Приобщение Григоровича к кружку братьев А. Н. и Н. Н. Бекетовых, в котором бывал Достоевский, не способствовало особенной близости между Григоровичем и Достоевским, — этой близости не было никогда, даже в период их кратковременного проживания на одной квартире в 1844–1845 годах. Возможно, этому способствовало то обстоятельство, что вину за разрыв отношений Достоевского с В. Г. Белинским и кругом «Соверменника» Григорович возложил на Достоевского.

«Неожиданность перехода от поклонения и возвышения автора "Бедных людей" чуть ли не на степень гения, — вспоминает Григорович, — к безнадежному отрицанию в нем литературного дарования могла сокрушить и не такого впечатлительного и самолюбивого человека, каким был Достоевский. <...> Он стал избегать лиц из кружка Белинского, замкнулся весь в себе еще больше прежнего и сделался раздражительным до последней степени. При встрече с Тургеневым, принадлежавшим к кружку Белинского, Достоевский, к сожалению, не мог сдержаться и дал полную волю накипевшему в нем негодованию, сказав, что никто из них ему не страшен, что, дай только время, он всех их в грязь затопчет. Не помню, что послужило поводом к такой выходке; речь между ними шла, кажется, о Гоголе.

Во всяком случае, я уверен, вина была на стороне Достоевского. Характер Тургенева отличался полным отсутствием задора; его скорее можно было упрекнуть в крайней мягкости и уступчивости.

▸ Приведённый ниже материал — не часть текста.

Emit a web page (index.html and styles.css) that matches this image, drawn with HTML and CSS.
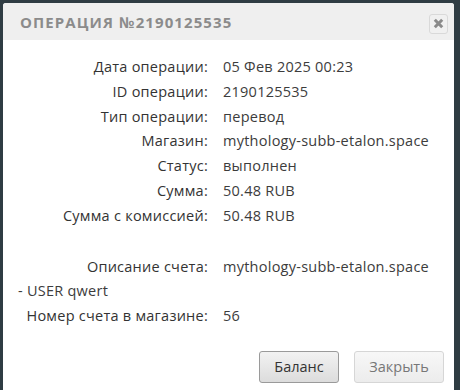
FILE: index.html
```html
<!DOCTYPE html>
<html>
<head>
<meta charset="utf-8">
<link rel="stylesheet" href="styles.css">
</head>
<body>
<div class="dialog">
  <div class="header">
    <span class="title">Операция №2190125535</span>
    <button class="close" aria-label="close"><svg width="11" height="11" viewBox="0 0 11 11"><path d="M1.8 1.8L9.2 9.2M9.2 1.8L1.8 9.2" stroke="#8a8a8a" stroke-width="3" stroke-linecap="butt"/></svg></button>
  </div>
  <div class="body">
    <div class="rows">
      <div class="row"><span class="label">Дата операции:</span><span class="value">05 Фев 2025 00:23</span></div>
      <div class="row"><span class="label">ID операции:</span><span class="value">2190125535</span></div>
      <div class="row"><span class="label">Тип операции:</span><span class="value">перевод</span></div>
      <div class="row"><span class="label">Магазин:</span><span class="value">mythology-subb-etalon.space</span></div>
      <div class="row"><span class="label">Статус:</span><span class="value">выполнен</span></div>
      <div class="row"><span class="label">Сумма:</span><span class="value">50.48 RUB</span></div>
      <div class="row"><span class="label">Сумма с комиссией:</span><span class="value">50.48 RUB</span></div>
      <div class="row empty"></div>
      <div class="row"><span class="label">Описание счета:</span><span class="value">mythology-subb-etalon.space</span></div>
    </div>
    <div class="extra">- USER qwert</div>
    <div class="rows">
      <div class="row"><span class="label">Номер счета в магазине:</span><span class="value">56</span></div>
    </div>
  </div>
  <div class="footer">
    <button class="btn primary">Баланс</button>
    <button class="btn secondary">Закрыть</button>
  </div>
</div>
</body>
</html>
```
FILE: styles.css
```css
html, body {
  margin: 0;
  padding: 0;
}
body {
  background: #2f3c43;
  width: 460px;
  height: 390px;
  overflow: hidden;
  font-family: "Open Sans", "Noto Sans", sans-serif;
}
.dialog {
  margin: 3px 0 0 3px;
  width: 451px;
  height: 400px;
  background: #ffffff;
  border-radius: 3px 3px 0 0;
  display: flex;
  flex-direction: column;
}
.header {
  height: 37px;
  background: #efefef;
  display: flex;
  align-items: center;
  justify-content: space-between;
  padding: 0 6px 0 17px;
  border-radius: 3px 3px 0 0;
}
.title {
  text-transform: uppercase;
  color: #8b8b8b;
  font-weight: 700;
  font-size: 15px;
  letter-spacing: 1.1px;
  padding-top: 1px;
}
.close {
  width: 19px;
  height: 20px;
  padding: 0;
  border: 1px solid #d9d9d9;
  border-radius: 3px;
  background: #f0f0f0;
  display: flex;
  align-items: center;
  justify-content: center;
  margin-top: 4px;
}
.body {
  padding: 17px 0 0 0;
  color: #333;
  font-size: 14.5px;
  letter-spacing: 0.25px;
}
.rows {
  display: flex;
  flex-direction: column;
}
.row {
  display: grid;
  grid-template-columns: 205px 1fr;
  column-gap: 15px;
  height: 24.8px;
  align-items: start;
}
.row.empty {
  height: 26px;
}
.label {
  text-align: right;
  color: #333;
}
.value {
  color: #3c3c3c;
}
.extra {
  padding-left: 15px;
  height: 24.8px;
  color: #3c3c3c;
}
.footer {
  display: flex;
  justify-content: flex-end;
  gap: 15px;
  padding: 20px 10px 0 0;
}
.btn {
  font-family: "Open Sans", "Noto Sans", sans-serif;
  font-size: 14.5px;
  height: 32px;
  border-radius: 3px;
  padding: 0;
}
.btn.primary {
  width: 80px;
  color: #333;
  border: 1px solid #9a9a9a;
  background: linear-gradient(#f2f2f2, #dcdcdc);
}
.btn.secondary {
  width: 90px;
  color: #777;
  border: 1px solid #d6d6d6;
  background: linear-gradient(#f7f7f7, #ececec);
}
```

После сцены с Тургеневым произошел окончательный разрыв между кружком Белинского и Достоевским; он больше в него не заглядывал. На него посыпались остроты, едкие эпиграммы, его обвиняли в чудовищном самолюбии, в зависти к Гоголю» (Там же. С. 210).

Отчуждению Григоровича и Достоевского способствовало появление в 1864 г. в журнале Достоевского «Эпоха» статьи Ап. А. Григорьева «Отживающие в литературе явления» с очень резкой критикой всего творчества Григоровича. В записных тетрадях Достоевского за 1876–1877 гг. есть отрицательный отзыв о Григоровиче:

«Г-н Григорович, представлявший собою обучившегося русскому мужику иностранца. Сей иностранец в русской народной жизни, считавшийся некоторое время за русского. Точно так он теперь и искусству».

Прохладное отношение к Григоровичу проглядывает у Достоевского в письмах к своей жене А. Г. Достоевской в 1880 г. с Пушкинского праздника во время встреч там с Григоровичем.